Hurt, marred and stunned by the world, I get a call from Cedarville’s Title 1X who implies I could be the problem. I was asked if there was anything you did wrong? If I possibly tempted him? I was told he should not have done that even if I was butt naked dancing in a strip show, but still, maybe I tempted him. Compassion with twisted ideology. Questions with manipulation and false conceived mercy with guilt. I had done nothing wrong yet I felt I was the one to blame.
Cedarville, a school that preaches love and acceptance maintains a defiled view of the life of its students. Cedarville, a group that challenges compassion for those in need will trample over you if you are not like them.
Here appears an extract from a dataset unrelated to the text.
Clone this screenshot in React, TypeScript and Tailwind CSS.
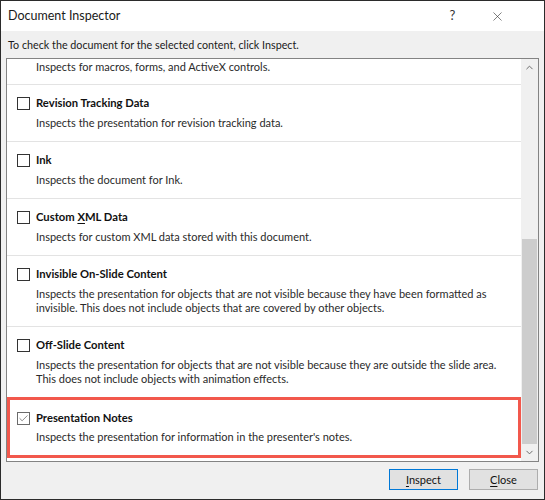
import { Check, X, ChevronUp, ChevronDown } from 'lucide-react';

interface InspectItem {
  title?: string;
  accessKey?: number;
  desc: string[];
  checked?: boolean;
  highlight?: boolean;
}

const items: InspectItem[] = [
  { title: 'Revision Tracking Data', desc: ['Inspects the presentation for revision tracking data.'] },
  { title: 'Ink', desc: ['Inspects the document for Ink.'] },
  { title: 'Custom XML Data', accessKey: 7, desc: ['Inspects for custom XML data stored with this document.'] },
  {
    title: 'Invisible On-Slide Content',
    desc: [
      'Inspects the presentation for objects that are not visible because they have been formatted as',
      'invisible. This does not include objects that are covered by other objects.',
    ],
  },
  {
    title: 'Off-Slide Content',
    desc: [
      'Inspects the presentation for objects that are not visible because they are outside the slide area.',
      'This does not include objects with animation effects.',
    ],
  },
  {
    title: 'Presentation Notes',
    desc: ["Inspects the presentation for information in the presenter's notes."],
    checked: true,
    highlight: true,
  },
];

function Label({ text, index }: { text: string; index?: number }) {
  if (index === undefined) return <>{text}</>;
  return (
    <>
      {text.slice(0, index)}
      <span className="underline underline-offset-2">{text[index]}</span>
      {text.slice(index + 1)}
    </>
  );
}

function Item({ item }: { item: InspectItem }) {
  return (
    <div
      className={
        item.highlight
          ? 'border-[3px] border-[#f2584c] pl-[7px] pt-[10px] pb-[11px]'
          : 'border-t border-[#e3e3e3] pl-[10px] pt-[10px] pb-[11px]'
      }
    >
      <div className="flex items-center h-[16px]">
        <span
          className={`w-[13px] h-[13px] bg-white border flex items-center justify-center shrink-0 ${
            item.checked ? 'border-[#6b6b6b]' : 'border-[#333333]'
          }`}
        >
          {item.checked && <Check size={11} strokeWidth={1.5} className="text-[#555]" />}
        </span>
        <span className="ml-[6px] font-bold text-[11.25px] text-[#111] whitespace-nowrap">
          <Label text={item.title ?? ''} index={item.accessKey} />
        </span>
      </div>
      <div className={`${item.highlight ? 'mt-[4px]' : 'mt-[5px]'} pl-[19px] text-[#2a2a2a] leading-[14px]`}>
        {item.desc.map((line) => (
          <div key={line} className="whitespace-nowrap">
            {line}
          </div>
        ))}
      </div>
    </div>
  );
}

export default function App() {
  return (
    <div
      className="w-[545px] h-[500px] border border-[#2b2b2b] bg-[#f0f0f0] flex flex-col text-[11px] text-[#1a1a1a] overflow-hidden"
      style={{ fontFamily: 'Lato, "Noto Sans", sans-serif' }}
    >
      {/* Title bar */}
      <div className="h-[30px] bg-white flex items-center pl-[7px] pr-[24px] shrink-0">
        <span className="text-[12.5px] text-[#1a1a1a] flex-1">Document Inspector</span>
        <span className="text-[13px] text-[#333] w-[45px] text-center">?</span>
        <span className="w-[45px] flex justify-center text-[#333]">
          <X size={15} strokeWidth={1} />
        </span>
      </div>

      <div className="px-[5px] pt-[6px]">
        <p className="pl-[2px] leading-[16px] text-[10.75px]">
          To check the document for the selected content, click Inspect.
        </p>

        {/* List box */}
        <div className="mt-[5px] h-[404px] border border-[#838383] bg-white flex overflow-hidden">
          <div className="flex-1 flex flex-col overflow-hidden">
            <div className="pl-[29px] pt-[1px] pb-[10px] leading-[14px] text-[#2a2a2a]">
              Inspects for macros, forms, and ActiveX controls.
            </div>
            {items.map((item) => (
              <Item key={item.title} item={item} />
            ))}
          </div>

          {/* Scrollbar */}
          <div className="w-[17px] bg-[#f0f0f0] flex flex-col shrink-0">
            <div className="h-[17px] flex items-center justify-center text-[#606060]">
              <ChevronUp size={11} strokeWidth={2} />
            </div>
            <div className="flex-1 flex flex-col px-[1px]">
              <div className="h-[163px]" />
              <div className="flex-1 bg-[#cdcdcd]" />
            </div>
            <div className="h-[17px] flex items-center justify-center text-[#606060]">
              <ChevronDown size={11} strokeWidth={2} />
            </div>
          </div>
        </div>

        {/* Buttons */}
        <div className="flex justify-end gap-[11px] mt-[7px] pr-[1px]">
          <button className="w-[69px] h-[21px] bg-[#e1e1e1] border border-[#0078d7] text-[11px] text-[#111] leading-none">
            <Label text="Inspect" index={0} />
          </button>
          <button className="w-[69px] h-[21px] bg-[#e1e1e1] border border-[#adadad] text-[11px] text-[#111] leading-none">
            <Label text="Close" index={0} />
          </button>
        </div>
      </div>
    </div>
  );
}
Cedarville, an institution paid to provide housing and food will take that from you if deemed necessary.
It sickens me to know that the woman who made the decision for the trajectory of my safety and my life during such a vitally vulnerable time still has the ability to make decisions over many girls’ life. She remains the Dean of Women to this day. It sickens me to know I will spend many years in debt trying to pay back the hospital bills that never should have occurred. It sickens me to know that I will spend thousands of dollars and twenty years of my life paying back Cedarville student loans that should no longer be my responsibility. It sickens me to know that a God of love and a God of justice is being presented at Cedarville yet no justice has been brought for what I was forced to endure.
While I have endured this great tragedy that never should have occurred, I still pray for Cedarville, I pray for their students, and I pray justice will be brought for their failures and what I was forced to endure by their hands.